(RECORDED INFORMATION)
****************

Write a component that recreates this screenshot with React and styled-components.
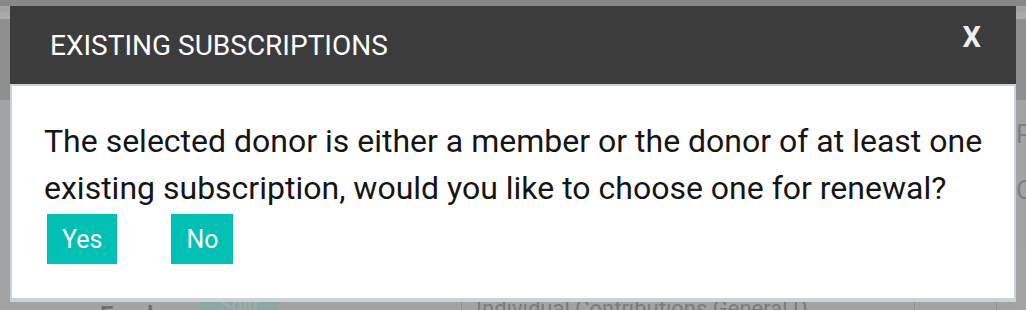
import styled, { createGlobalStyle } from "styled-components";

const GlobalStyle = createGlobalStyle`
	* {
		box-sizing: border-box;
	}
	body {
		margin: 0;
		font-family: Roboto, "Liberation Sans", sans-serif;
		background: #f4f4f4;
		overflow: hidden;
	}
`;

export default function App() {
	return (
		<Screen>
			<GlobalStyle />
			<Page>
				<TopNav />
				<Tabs>
					<TabStrip />
				</Tabs>
				<Content>
					<SideColumn>
						<SideLabel>P</SideLabel>
						<SideLabel>C</SideLabel>
					</SideColumn>
				</Content>
				<FormRow>
					<FieldLabel>Fund</FieldLabel>
					<SplitButton>
						<span>Split</span>
					</SplitButton>
					<FundInput>Individual Contributions General D...</FundInput>
					<Cell />
				</FormRow>
			</Page>
			<Backdrop />
			<Modal>
				<Header>
					<Title>EXISTING SUBSCRIPTIONS</Title>
					<Close>x</Close>
				</Header>
				<Body>
					<Message>
						The selected donor is either a member or the donor of at least one existing
						subscription, would you like to choose one for renewal?
					</Message>
					<Actions>
						<ActionButton>Yes</ActionButton>
						<ActionButton>No</ActionButton>
					</Actions>
				</Body>
			</Modal>
		</Screen>
	);
}

const Screen = styled.div`
	position: relative;
	width: 1026px;
	height: 310px;
	overflow: hidden;
`;

const Page = styled.div`
	display: flex;
	flex-direction: column;
	height: 100%;
`;

const TopNav = styled.div`
	height: 6px;
	background: #cbcbcb;
`;

const Tabs = styled.div`
	margin-top: 6px;
	height: 88px;
	background: #d5d5d5;
`;

const TabStrip = styled.div`
	height: 7px;
	background: #ffffff;
`;

const Content = styled.div`
	flex: 1;
	display: flex;
	justify-content: flex-end;
`;

const SideColumn = styled.div`
	width: 10px;
	overflow: hidden;
	display: flex;
	flex-direction: column;
	gap: 20px;
	padding-top: 16px;
`;

const SideLabel = styled.span`
	font-size: 26px;
	line-height: 36px;
	color: #bcbcbc;
`;

const FormRow = styled.div`
	height: 14px;
	display: flex;
	align-items: flex-start;
	padding-left: 100px;
	overflow: hidden;
`;

const FieldLabel = styled.span`
	width: 100px;
	font-size: 24px;
	font-weight: 700;
	color: #a8a8a8;
	line-height: 24px;
	margin-top: 7px;
`;

const SplitButton = styled.div`
	width: 78px;
	height: 14px;
	background: #cefdf7;
	display: flex;
	justify-content: center;
	color: #ffffff;
	font-size: 20px;
	line-height: 18px;
	overflow: hidden;
`;

const FundInput = styled.div`
	margin-left: 183px;
	width: 454px;
	height: 14px;
	border-left: 1px solid #d9d9d9;
	border-right: 1px solid #d9d9d9;
	padding-left: 14px;
	font-size: 22px;
	line-height: 26px;
	color: #b8b8b8;
	white-space: nowrap;
	overflow: hidden;
`;

const Cell = styled.div`
	width: 82px;
	height: 14px;
	border-right: 1px solid #d9d9d9;
`;

const Backdrop = styled.div`
	position: absolute;
	inset: 0;
	background: rgba(0, 0, 0, 0.33);
`;

const Modal = styled.div`
	position: absolute;
	left: 10px;
	top: 6px;
	width: 1006px;
	display: flex;
	flex-direction: column;
`;

const Header = styled.div`
	height: 78px;
	background: #3c3c3c;
	display: flex;
	align-items: center;
	justify-content: space-between;
	padding: 0 35px 0 40px;
`;

const Title = styled.h2`
	margin: 0;
	font-size: 28px;
	font-weight: 400;
	color: #ffffff;
`;

const Close = styled.span`
	align-self: flex-start;
	margin-top: 14px;
	font-size: 29px;
	line-height: 34px;
	font-weight: 700;
	color: #eeeeee;
	text-transform: uppercase;
	cursor: pointer;
`;

const Body = styled.div`
	background: #ffffff;
	border: 2px solid #c9d3de;
	border-bottom-width: 4px;
	padding: 32px 20px 34px 32px;
`;

const Message = styled.p`
	margin: 0;
	font-size: 32px;
	line-height: 47px;
	color: #151515;
`;

const Actions = styled.div`
	display: flex;
	gap: 54px;
	margin-top: 2px;
	padding-left: 3px;
`;

const ActionButton = styled.button`
	height: 50px;
	padding: 0 15px;
	border: none;
	background: #00bfb3;
	color: #ffffff;
	font-family: Roboto, "Liberation Sans", sans-serif;
	font-size: 25px;
	cursor: pointer;
`;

****************

(STATED EXERCISE) Restate the data above word for word. Skip every picture.

(WRITTEN ANSWER)
Write a component that recreates this screenshot with React and styled-components.
import styled, { createGlobalStyle } from "styled-components";

const GlobalStyle = createGlobalStyle`
	* {
		box-sizing: border-box;
	}
	body {
		margin: 0;
		font-family: Roboto, "Liberation Sans", sans-serif;
		background: #f4f4f4;
		overflow: hidden;
	}
`;

export default function App() {
	return (
		<Screen>
			<GlobalStyle />
			<Page>
				<TopNav />
				<Tabs>
					<TabStrip />
				</Tabs>
				<Content>
					<SideColumn>
						<SideLabel>P</SideLabel>
						<SideLabel>C</SideLabel>
					</SideColumn>
				</Content>
				<FormRow>
					<FieldLabel>Fund</FieldLabel>
					<SplitButton>
						<span>Split</span>
					</SplitButton>
					<FundInput>Individual Contributions General D...</FundInput>
					<Cell />
				</FormRow>
			</Page>
			<Backdrop />
			<Modal>
				<Header>
					<Title>EXISTING SUBSCRIPTIONS</Title>
					<Close>x</Close>
				</Header>
				<Body>
					<Message>
						The selected donor is either a member or the donor of at least one existing
						subscription, would you like to choose one for renewal?
					</Message>
					<Actions>
						<ActionButton>Yes</ActionButton>
						<ActionButton>No</ActionButton>
					</Actions>
				</Body>
			</Modal>
		</Screen>
	);
}

const Screen = styled.div`
	position: relative;
	width: 1026px;
	height: 310px;
	overflow: hidden;
`;

const Page = styled.div`
	display: flex;
	flex-direction: column;
	height: 100%;
`;

const TopNav = styled.div`
	height: 6px;
	background: #cbcbcb;
`;

const Tabs = styled.div`
	margin-top: 6px;
	height: 88px;
	background: #d5d5d5;
`;

const TabStrip = styled.div`
	height: 7px;
	background: #ffffff;
`;

const Content = styled.div`
	flex: 1;
	display: flex;
	justify-content: flex-end;
`;

const SideColumn = styled.div`
	width: 10px;
	overflow: hidden;
	display: flex;
	flex-direction: column;
	gap: 20px;
	padding-top: 16px;
`;

const SideLabel = styled.span`
	font-size: 26px;
	line-height: 36px;
	color: #bcbcbc;
`;

const FormRow = styled.div`
	height: 14px;
	display: flex;
	align-items: flex-start;
	padding-left: 100px;
	overflow: hidden;
`;

const FieldLabel = styled.span`
	width: 100px;
	font-size: 24px;
	font-weight: 700;
	color: #a8a8a8;
	line-height: 24px;
	margin-top: 7px;
`;

const SplitButton = styled.div`
	width: 78px;
	height: 14px;
	background: #cefdf7;
	display: flex;
	justify-content: center;
	color: #ffffff;
	font-size: 20px;
	line-height: 18px;
	overflow: hidden;
`;

const FundInput = styled.div`
	margin-left: 183px;
	width: 454px;
	height: 14px;
	border-left: 1px solid #d9d9d9;
	border-right: 1px solid #d9d9d9;
	padding-left: 14px;
	font-size: 22px;
	line-height: 26px;
	color: #b8b8b8;
	white-space: nowrap;
	overflow: hidden;
`;

const Cell = styled.div`
	width: 82px;
	height: 14px;
	border-right: 1px solid #d9d9d9;
`;

const Backdrop = styled.div`
	position: absolute;
	inset: 0;
	background: rgba(0, 0, 0, 0.33);
`;

const Modal = styled.div`
	position: absolute;
	left: 10px;
	top: 6px;
	width: 1006px;
	display: flex;
	flex-direction: column;
`;

const Header = styled.div`
	height: 78px;
	background: #3c3c3c;
	display: flex;
	align-items: center;
	justify-content: space-between;
	padding: 0 35px 0 40px;
`;

const Title = styled.h2`
	margin: 0;
	font-size: 28px;
	font-weight: 400;
	color: #ffffff;
`;

const Close = styled.span`
	align-self: flex-start;
	margin-top: 14px;
	font-size: 29px;
	line-height: 34px;
	font-weight: 700;
	color: #eeeeee;
	text-transform: uppercase;
	cursor: pointer;
`;

const Body = styled.div`
	background: #ffffff;
	border: 2px solid #c9d3de;
	border-bottom-width: 4px;
	padding: 32px 20px 34px 32px;
`;

const Message = styled.p`
	margin: 0;
	font-size: 32px;
	line-height: 47px;
	color: #151515;
`;

const Actions = styled.div`
	display: flex;
	gap: 54px;
	margin-top: 2px;
	padding-left: 3px;
`;

const ActionButton = styled.button`
	height: 50px;
	padding: 0 15px;
	border: none;
	background: #00bfb3;
	color: #ffffff;
	font-family: Roboto, "Liberation Sans", sans-serif;
	font-size: 25px;
	cursor: pointer;
`;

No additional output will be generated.